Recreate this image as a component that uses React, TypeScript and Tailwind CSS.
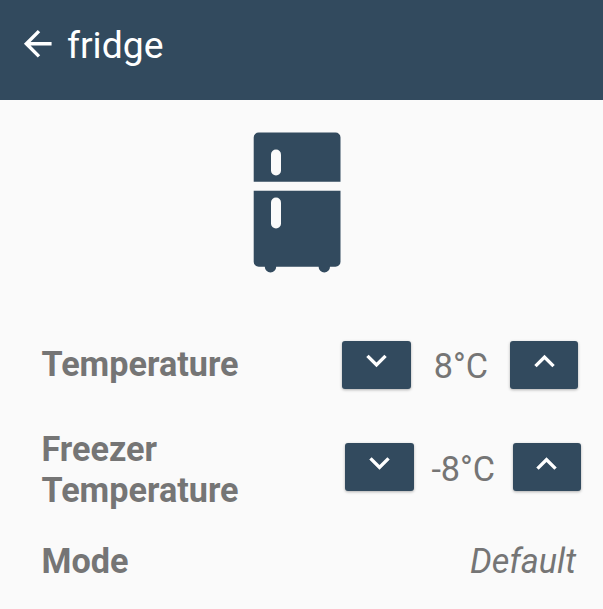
import React from "react";

const DOWN = "M7.41 8.59 12 13.17l4.59-4.58L18 10l-6 6-6-6z";
const UP = "M7.41 15.41 12 10.83l4.59 4.58L18 14l-6-6-6 6z";

function StepButton({ up = false, label }: { up?: boolean; label: string }) {
  return (
    <button
      aria-label={label}
      className="flex h-12 w-[68.5px] shrink-0 justify-center rounded-[3px] bg-[#324a5e] shadow-[0_1px_3px_rgba(0,0,0,0.3)]"
    >
      <svg viewBox="0 0 24 24" className={up ? "h-[41px] w-[41px] shrink-0" : "-mt-[1.5px] h-[41px] w-[41px] shrink-0"} fill="#fff">
        <path d={up ? UP : DOWN} />
      </svg>
    </button>
  );
}

function Stepper({ value, name, className }: { value: string; name: string; className: string }) {
  return (
    <div className={`flex ${className}`}>
      <StepButton label={`Decrease ${name}`} />
      <span className="mt-[5px] flex-1 text-center leading-10">{value}</span>
      <StepButton up label={`Increase ${name}`} />
    </div>
  );
}

function FridgeIcon() {
  return (
    <svg viewBox="0 0 88 142" className="h-[142px] w-[88px]" fill="#324a5e">
      <path d="M.7 49.700V5.500a5 5 0 0 1 5-5h76.800a5 5 0 0 1 5 5V49.700Z" />
      <path d="M.7 58.700h86.800v71a5 5 0 0 1-5 5H77a5.700 5.700 0 0 1-11.400 0H23.200a5.700 5.700 0 0 1-11.400 0H5.700a5 5 0 0 1-5-5Z" />
      <rect x="18" y="17.500" width="10" height="26" rx="5" fill="#fafafa" />
      <rect x="18" y="65.500" width="10" height="31" rx="5" fill="#fafafa" />
    </svg>
  );
}

export default function App() {
  return (
    <div className="h-[609px] w-[603px] overflow-hidden bg-[#fafafa] font-[Roboto,sans-serif] text-[34.2px] text-[#757575] antialiased">
      <header className="flex h-[100px] bg-[#324a5e] pl-[17px] text-white">
        <svg viewBox="0 0 24 24" className="mt-[23px] h-[41.5px] w-[41.5px]" fill="#fff">
          <path d="M20 11H7.830l5.590-5.590L12 4l-8 8 8 8 1.410-1.410L7.830 13H20v-2z" />
        </svg>
        <h1 className="mt-[23px] ml-[8.5px] text-[37.3px] leading-[44px]">fridge</h1>
      </header>
      <main>
        <div className="flex h-[241px] pt-8 pl-[253px]">
          <FridgeIcon />
        </div>
        <section className="flex h-[102px] justify-between pr-[24.6px] pl-[41.5px]">
          <h2 className="mt-[3px] leading-10 font-bold">Temperature</h2>
          <Stepper value="8°C" name="temperature" className="w-[236px] [&>span]:pl-[1px]" />
        </section>
        <section className="flex h-[98px] justify-between pr-[22px] pl-[41.5px]">
          <h2 className="-mt-[14px] w-[220px] leading-[40.5px] font-bold">Freezer Temperature</h2>
          <Stepper value="-8°C" name="freezer temperature" className="w-[236px] [&>span]:mt-[6px] [&>span]:pl-[0.5px] [&_svg]:translate-y-[0.5px]" />
        </section>
        <section className="flex justify-between pr-[27px] pl-[41.5px] leading-10">
          <h2 className="font-bold">Mode</h2>
          <span className="italic">Default</span>
        </section>
      </main>
    </div>
  );
}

+ + +

Request: Copy out every line in the listing where the word "React" appears.

Complete output:
Recreate this image as a component that uses React, TypeScript and Tailwind CSS.
import React from "react";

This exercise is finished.